I feel that a lot of marital breakdown has to do with our expectation and the way, culturally, we’ve been brought up. We have a wonderful friend in Houston who is the Dean of Christchurch Cathedral there, who has written a book called Becoming Married, and he talks about the fact that marriage is not a process that ends when you get married in church, when you make those vows, but a process of becoming married. It goes on and on, it isn’t a process of living happily ever after, which is where the mythology of marriage is so confusing and misleading. I really think we need a new mythology, a new archetype around which to build our expectations of marriage and that, for me, would be what our friend calls becoming married. The day we take our vows is the day we commit ourselves to this adventure, and every day brings us closer to becoming married, but it’s not achieved the day we get married. That way, all the downturns the conflicts, the sandpapering that goes on in a relationship are included in our expectations. People are all looking for something, and we think we are going to find it through another human being, and for me the ultimate thing we’re looking for is our relationship with God. I feel that when that third partner is there in the relationship, that’s what gives you the strength that is able to withstand whatever problems and difficulties will inevitably result in any relationship. If I look back at my life, I have grown more through the painful experiences than the joyful ones. It’s awful to say, and I wish it was different, but that’s how it is. I know that Michael have found that, through adversity, the things we found most difficulty understanding about each other were the moments of growth in our intimacy. What I’m saying is that, if we are looking to find that ultimate communication, ultimate union through another human being without the existence of God, the divine spirit, whatever you call it, we’re going to keep looking. We’ll get divorced in the hope that the next person is going to bring it to us. I feel that every human being ultimately has what I will call in a book I want to write one day the fourth basic instinct: the instinct towards wholeness, completeness, communion with the Divine. I feel that it is a very deep instinct in each human being, whether we know it or not, that drives us to art, religion altruism. So to fulfil that instinct, and that is the misconception. The mate can be a partner in that adventure.

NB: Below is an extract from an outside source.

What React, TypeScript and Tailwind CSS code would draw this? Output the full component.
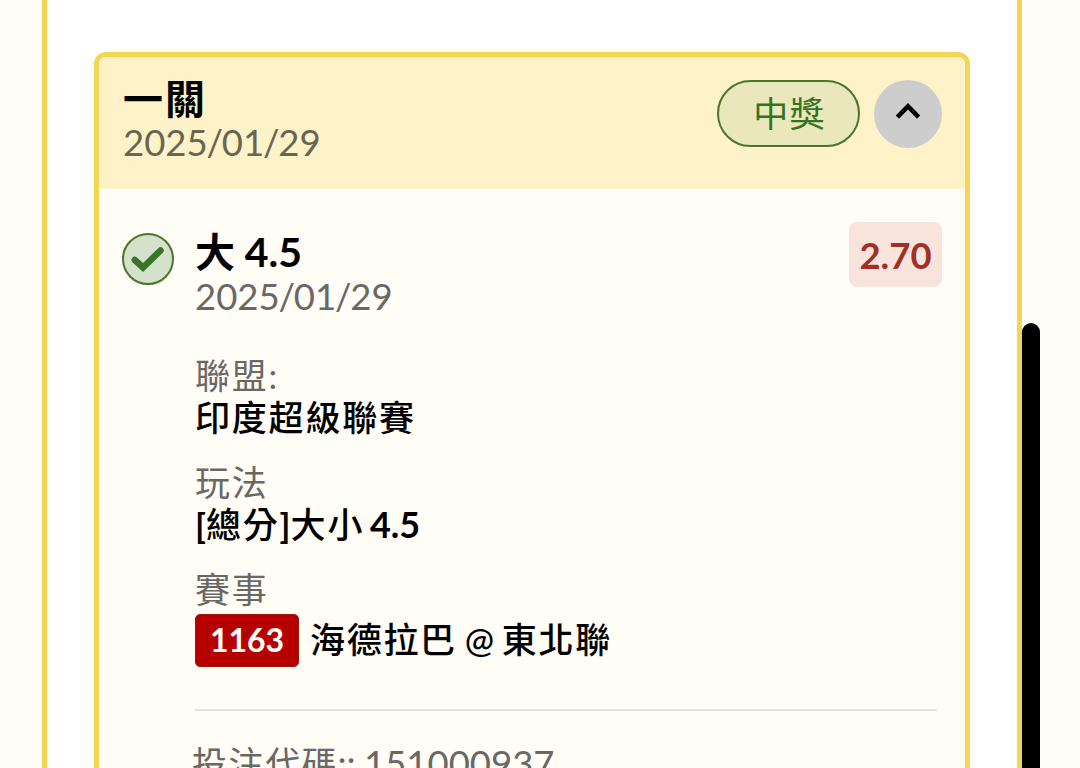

There are certain men, and I’m lucky my husband is one, who can take you for a cappuccino in the local coffee shop and make it an adventure, who can make the commonplace and the everyday seem quite magical. That is a real gift, because there are men who can take you on safari and make it as boring as going to the grocer’s.
Differences
I’m kind of reluctant to talk about women in general, because I’ve met so many different women who have demonstrated every conceivable characteristic. Even talking about myself, I see certain ways in which I am different from most men. I was thirty-five when I married, but now I’m married I feel my relationship with my husband is the most important thing in my life. It’s become the pivot around which my life revolves, and I wouldn’t have thought would be the case at all when I was single and very much a career woman and very much in my work. It doesn’t mean that my work isn’t terribly important to me now, but ultimately my marriage and my relationship with my husband comes first. Now, that’s not anything to do with ideology or how it should be, or anything that comes from a mental decision, it is simply the way my heart tells me I want my life to be, it’s just a heart decision. I feel I’m now acting more from my heart and less from my mind. Now, there are people who will say that this is a woman’s characteristic. I don’t know. I see a lot of men who act from their heart, and a lot of women who act from their mind. I used to act almost entirely from my mind – I was as cerebral a creature as you would hope to find. So what’s happening is that a lot of women and a lot of men in their own lifetimes evolve the masculine and feminine part in themselves, and that fascinates me. That’s why I hesitate to talk about women doing this and men doing that. I feel we are moving towards an era where men will develop more and more the feminine in them, the intuitive, the supportive and nurturing part, and women will develop more the assertive part of them, keeping it at the same time hand in hand with the nurturing of the family, whereas ten or twenty years ago they felt they had to reject the nurturing and the family in order to achieve the more assertive part of their personality.
Simply by virtue of the way men and women are built, there is a difference that is fundamental. If you take the sexual act, women are somehow made to be more receptive. That doesn’t mean that they cannot also be assertive and everything, but there is a fundamental assertiveness in the male make-up. All this can become pathological, and you get the assertiveness becoming aggressiveness and the receptivity becoming a kind of masochistic surrendering, but there is no question that there are fundamental differences. Now, these differences do not in my opinion affect anything a woman can or cannot do, but they do affect our basic psychological make-up and we cannot ignore that. In the same way, when you look at statistics and say there are only so many women in this area and only so many in that area, you forget how many women still choose primarily to be mothers and wives, and that many women who enter the workforce do it not because of any grand reasons of achieving equality with men, but because they need the money.
Being vulnerable, surrendering to life, is so important, and I feel that, as a woman, it is easier to do that. It takes a more exceptional man who can allow himself to be vulnerable and allow himself to surrender to the process of life and still be able to make a difference, and make things happen, and contribute and be assertive. That combination comes easier to a woman than to a man, and therefore we are very blessed. We don’t have to be exceptional to achieve the magical combination.